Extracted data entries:
........

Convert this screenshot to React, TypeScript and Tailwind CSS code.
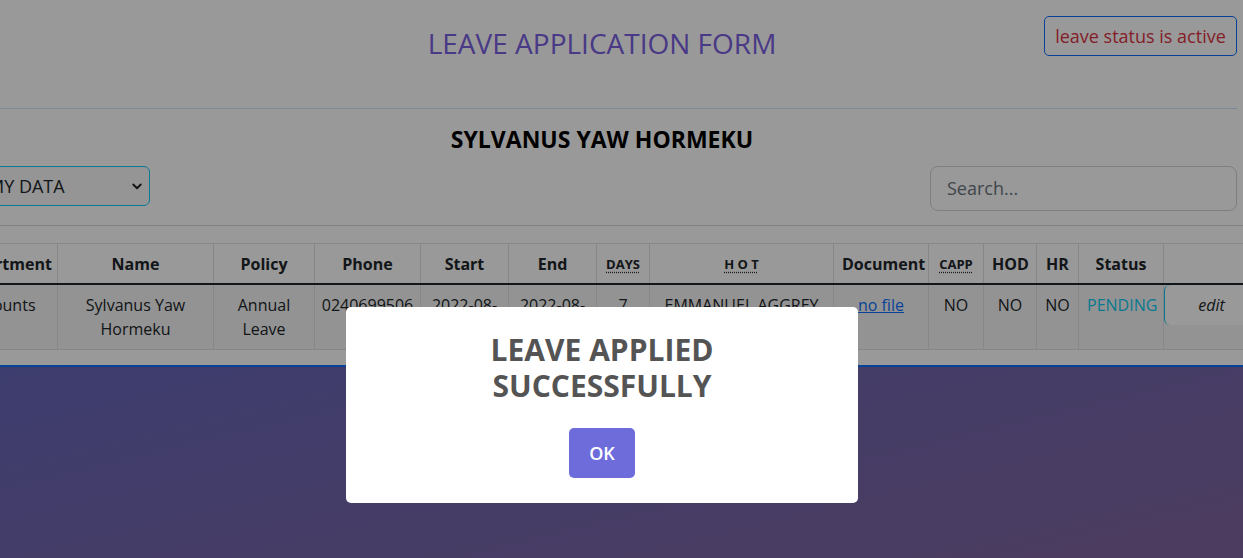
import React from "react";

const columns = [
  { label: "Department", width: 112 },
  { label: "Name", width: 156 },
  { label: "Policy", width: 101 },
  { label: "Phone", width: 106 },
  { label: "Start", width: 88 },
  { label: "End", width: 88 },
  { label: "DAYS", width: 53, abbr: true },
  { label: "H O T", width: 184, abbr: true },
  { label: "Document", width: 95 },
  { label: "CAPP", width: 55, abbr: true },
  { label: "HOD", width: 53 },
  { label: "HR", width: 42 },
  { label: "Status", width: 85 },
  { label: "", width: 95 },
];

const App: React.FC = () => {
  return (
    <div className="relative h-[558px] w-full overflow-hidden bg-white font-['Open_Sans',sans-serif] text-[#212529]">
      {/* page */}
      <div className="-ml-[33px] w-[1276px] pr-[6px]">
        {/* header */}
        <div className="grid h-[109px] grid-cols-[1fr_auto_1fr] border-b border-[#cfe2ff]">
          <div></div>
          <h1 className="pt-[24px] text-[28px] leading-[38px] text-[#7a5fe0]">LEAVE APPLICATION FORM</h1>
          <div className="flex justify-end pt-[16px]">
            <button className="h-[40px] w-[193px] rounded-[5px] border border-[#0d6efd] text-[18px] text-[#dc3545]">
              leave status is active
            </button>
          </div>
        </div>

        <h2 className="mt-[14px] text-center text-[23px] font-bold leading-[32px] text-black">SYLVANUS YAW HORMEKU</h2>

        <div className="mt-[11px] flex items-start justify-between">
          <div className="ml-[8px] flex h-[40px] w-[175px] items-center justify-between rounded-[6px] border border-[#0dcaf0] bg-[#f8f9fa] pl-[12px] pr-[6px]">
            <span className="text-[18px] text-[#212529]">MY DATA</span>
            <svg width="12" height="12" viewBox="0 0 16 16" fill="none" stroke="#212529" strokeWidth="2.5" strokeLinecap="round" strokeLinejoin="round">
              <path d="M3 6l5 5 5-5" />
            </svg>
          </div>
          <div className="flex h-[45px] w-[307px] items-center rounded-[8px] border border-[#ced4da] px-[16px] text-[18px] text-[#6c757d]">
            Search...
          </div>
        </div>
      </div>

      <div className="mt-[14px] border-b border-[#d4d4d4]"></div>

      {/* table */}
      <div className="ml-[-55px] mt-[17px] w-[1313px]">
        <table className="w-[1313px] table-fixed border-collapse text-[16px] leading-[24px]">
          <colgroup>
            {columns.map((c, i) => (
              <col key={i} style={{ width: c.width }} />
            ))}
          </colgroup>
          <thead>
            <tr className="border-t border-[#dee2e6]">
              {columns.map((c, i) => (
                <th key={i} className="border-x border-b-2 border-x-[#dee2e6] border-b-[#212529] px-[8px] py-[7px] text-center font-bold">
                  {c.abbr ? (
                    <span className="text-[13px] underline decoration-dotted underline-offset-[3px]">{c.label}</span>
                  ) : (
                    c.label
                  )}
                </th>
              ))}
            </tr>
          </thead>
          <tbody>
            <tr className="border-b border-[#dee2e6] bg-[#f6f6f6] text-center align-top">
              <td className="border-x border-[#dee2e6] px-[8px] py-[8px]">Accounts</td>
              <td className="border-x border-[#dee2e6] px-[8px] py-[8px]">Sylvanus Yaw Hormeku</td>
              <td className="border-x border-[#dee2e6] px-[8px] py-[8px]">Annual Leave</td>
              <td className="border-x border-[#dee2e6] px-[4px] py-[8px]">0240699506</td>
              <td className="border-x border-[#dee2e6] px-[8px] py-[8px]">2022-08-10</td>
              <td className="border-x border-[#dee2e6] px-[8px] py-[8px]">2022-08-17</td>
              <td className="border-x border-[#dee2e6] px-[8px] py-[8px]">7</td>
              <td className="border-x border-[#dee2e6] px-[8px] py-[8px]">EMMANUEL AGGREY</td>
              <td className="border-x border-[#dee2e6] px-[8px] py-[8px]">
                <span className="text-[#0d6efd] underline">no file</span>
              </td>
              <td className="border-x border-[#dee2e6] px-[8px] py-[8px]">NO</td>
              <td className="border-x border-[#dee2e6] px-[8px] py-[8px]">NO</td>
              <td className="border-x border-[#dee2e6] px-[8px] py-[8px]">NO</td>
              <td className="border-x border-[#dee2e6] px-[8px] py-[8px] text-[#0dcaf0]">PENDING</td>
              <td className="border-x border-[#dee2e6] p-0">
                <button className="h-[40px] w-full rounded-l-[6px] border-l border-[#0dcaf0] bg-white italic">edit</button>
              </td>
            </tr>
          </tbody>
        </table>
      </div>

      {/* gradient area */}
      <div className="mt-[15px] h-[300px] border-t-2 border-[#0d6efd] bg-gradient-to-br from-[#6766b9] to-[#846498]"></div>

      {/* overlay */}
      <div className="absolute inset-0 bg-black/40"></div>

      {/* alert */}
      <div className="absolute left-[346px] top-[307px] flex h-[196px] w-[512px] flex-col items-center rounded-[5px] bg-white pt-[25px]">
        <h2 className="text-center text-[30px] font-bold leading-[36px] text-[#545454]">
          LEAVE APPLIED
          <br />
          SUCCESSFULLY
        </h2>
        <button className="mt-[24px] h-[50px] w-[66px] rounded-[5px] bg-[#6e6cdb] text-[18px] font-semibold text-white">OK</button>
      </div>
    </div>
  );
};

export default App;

........

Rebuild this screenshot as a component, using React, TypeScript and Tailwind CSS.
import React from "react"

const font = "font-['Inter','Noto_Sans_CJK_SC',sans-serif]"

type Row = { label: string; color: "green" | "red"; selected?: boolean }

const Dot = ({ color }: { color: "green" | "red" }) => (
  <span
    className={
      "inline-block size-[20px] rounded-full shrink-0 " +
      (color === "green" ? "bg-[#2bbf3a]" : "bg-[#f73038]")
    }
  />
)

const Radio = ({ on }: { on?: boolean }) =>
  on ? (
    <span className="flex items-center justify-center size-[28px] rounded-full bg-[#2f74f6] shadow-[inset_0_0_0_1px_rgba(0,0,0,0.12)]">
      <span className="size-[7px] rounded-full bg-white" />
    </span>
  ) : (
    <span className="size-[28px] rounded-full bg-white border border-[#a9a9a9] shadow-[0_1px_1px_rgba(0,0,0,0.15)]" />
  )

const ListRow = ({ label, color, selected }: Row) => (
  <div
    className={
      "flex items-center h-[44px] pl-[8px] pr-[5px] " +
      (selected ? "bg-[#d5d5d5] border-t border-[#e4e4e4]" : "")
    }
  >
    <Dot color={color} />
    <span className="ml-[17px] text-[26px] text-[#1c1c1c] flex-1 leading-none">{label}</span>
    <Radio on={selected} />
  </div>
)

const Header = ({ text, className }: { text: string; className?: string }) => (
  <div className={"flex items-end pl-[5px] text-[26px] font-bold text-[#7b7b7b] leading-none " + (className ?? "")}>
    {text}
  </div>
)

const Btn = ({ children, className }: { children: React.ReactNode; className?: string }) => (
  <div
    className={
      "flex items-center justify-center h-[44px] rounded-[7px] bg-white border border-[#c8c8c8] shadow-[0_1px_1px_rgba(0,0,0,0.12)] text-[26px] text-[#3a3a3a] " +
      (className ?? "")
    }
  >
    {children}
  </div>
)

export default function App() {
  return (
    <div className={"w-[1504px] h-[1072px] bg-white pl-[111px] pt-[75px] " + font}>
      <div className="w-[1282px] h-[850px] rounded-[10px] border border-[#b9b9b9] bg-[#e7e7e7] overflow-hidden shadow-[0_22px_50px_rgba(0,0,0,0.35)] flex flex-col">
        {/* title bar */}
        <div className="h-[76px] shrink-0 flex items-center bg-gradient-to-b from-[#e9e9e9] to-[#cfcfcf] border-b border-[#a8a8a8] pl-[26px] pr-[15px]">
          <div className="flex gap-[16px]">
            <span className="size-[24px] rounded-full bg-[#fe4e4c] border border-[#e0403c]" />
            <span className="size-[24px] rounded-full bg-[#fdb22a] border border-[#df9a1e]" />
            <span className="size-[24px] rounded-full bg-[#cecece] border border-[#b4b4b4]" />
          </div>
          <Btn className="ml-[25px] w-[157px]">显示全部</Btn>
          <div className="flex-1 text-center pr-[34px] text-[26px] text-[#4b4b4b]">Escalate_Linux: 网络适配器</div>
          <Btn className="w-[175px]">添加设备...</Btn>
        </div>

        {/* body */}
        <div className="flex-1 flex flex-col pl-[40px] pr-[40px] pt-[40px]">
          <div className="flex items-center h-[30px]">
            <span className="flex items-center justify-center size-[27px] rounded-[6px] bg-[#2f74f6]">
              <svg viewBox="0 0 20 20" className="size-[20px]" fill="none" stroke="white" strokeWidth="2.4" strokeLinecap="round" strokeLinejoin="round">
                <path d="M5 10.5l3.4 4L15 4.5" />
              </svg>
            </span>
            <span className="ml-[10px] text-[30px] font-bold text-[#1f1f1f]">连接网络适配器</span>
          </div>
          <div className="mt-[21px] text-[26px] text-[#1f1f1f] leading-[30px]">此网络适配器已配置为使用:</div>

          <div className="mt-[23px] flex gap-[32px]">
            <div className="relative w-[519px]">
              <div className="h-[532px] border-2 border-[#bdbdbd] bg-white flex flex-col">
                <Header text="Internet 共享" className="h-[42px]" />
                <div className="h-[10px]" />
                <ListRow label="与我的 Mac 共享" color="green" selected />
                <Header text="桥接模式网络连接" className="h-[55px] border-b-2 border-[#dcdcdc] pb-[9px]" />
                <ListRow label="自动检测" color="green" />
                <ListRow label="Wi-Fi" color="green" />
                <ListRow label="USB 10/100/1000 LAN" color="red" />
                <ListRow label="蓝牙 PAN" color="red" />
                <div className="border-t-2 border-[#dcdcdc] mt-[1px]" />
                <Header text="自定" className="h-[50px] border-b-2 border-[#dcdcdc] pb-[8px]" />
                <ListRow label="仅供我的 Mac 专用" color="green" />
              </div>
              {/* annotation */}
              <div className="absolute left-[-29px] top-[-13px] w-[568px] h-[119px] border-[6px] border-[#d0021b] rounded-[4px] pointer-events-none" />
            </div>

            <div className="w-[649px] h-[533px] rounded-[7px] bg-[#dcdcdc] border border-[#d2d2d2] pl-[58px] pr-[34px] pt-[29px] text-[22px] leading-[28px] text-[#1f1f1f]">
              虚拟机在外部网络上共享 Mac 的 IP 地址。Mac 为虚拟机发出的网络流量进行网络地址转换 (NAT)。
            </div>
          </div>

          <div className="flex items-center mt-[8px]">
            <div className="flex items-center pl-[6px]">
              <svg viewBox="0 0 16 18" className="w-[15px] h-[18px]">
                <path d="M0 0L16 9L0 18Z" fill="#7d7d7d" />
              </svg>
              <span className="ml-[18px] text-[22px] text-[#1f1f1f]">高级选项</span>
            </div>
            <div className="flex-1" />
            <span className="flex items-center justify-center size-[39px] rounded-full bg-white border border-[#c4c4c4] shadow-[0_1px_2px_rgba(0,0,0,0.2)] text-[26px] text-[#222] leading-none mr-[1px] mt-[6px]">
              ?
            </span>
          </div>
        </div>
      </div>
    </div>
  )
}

........

Problem to work on:
Collect the lines that hold "screenshot".

In response:
Convert this screenshot to React, TypeScript and Tailwind CSS code.
Rebuild this screenshot as a component, using React, TypeScript and Tailwind CSS.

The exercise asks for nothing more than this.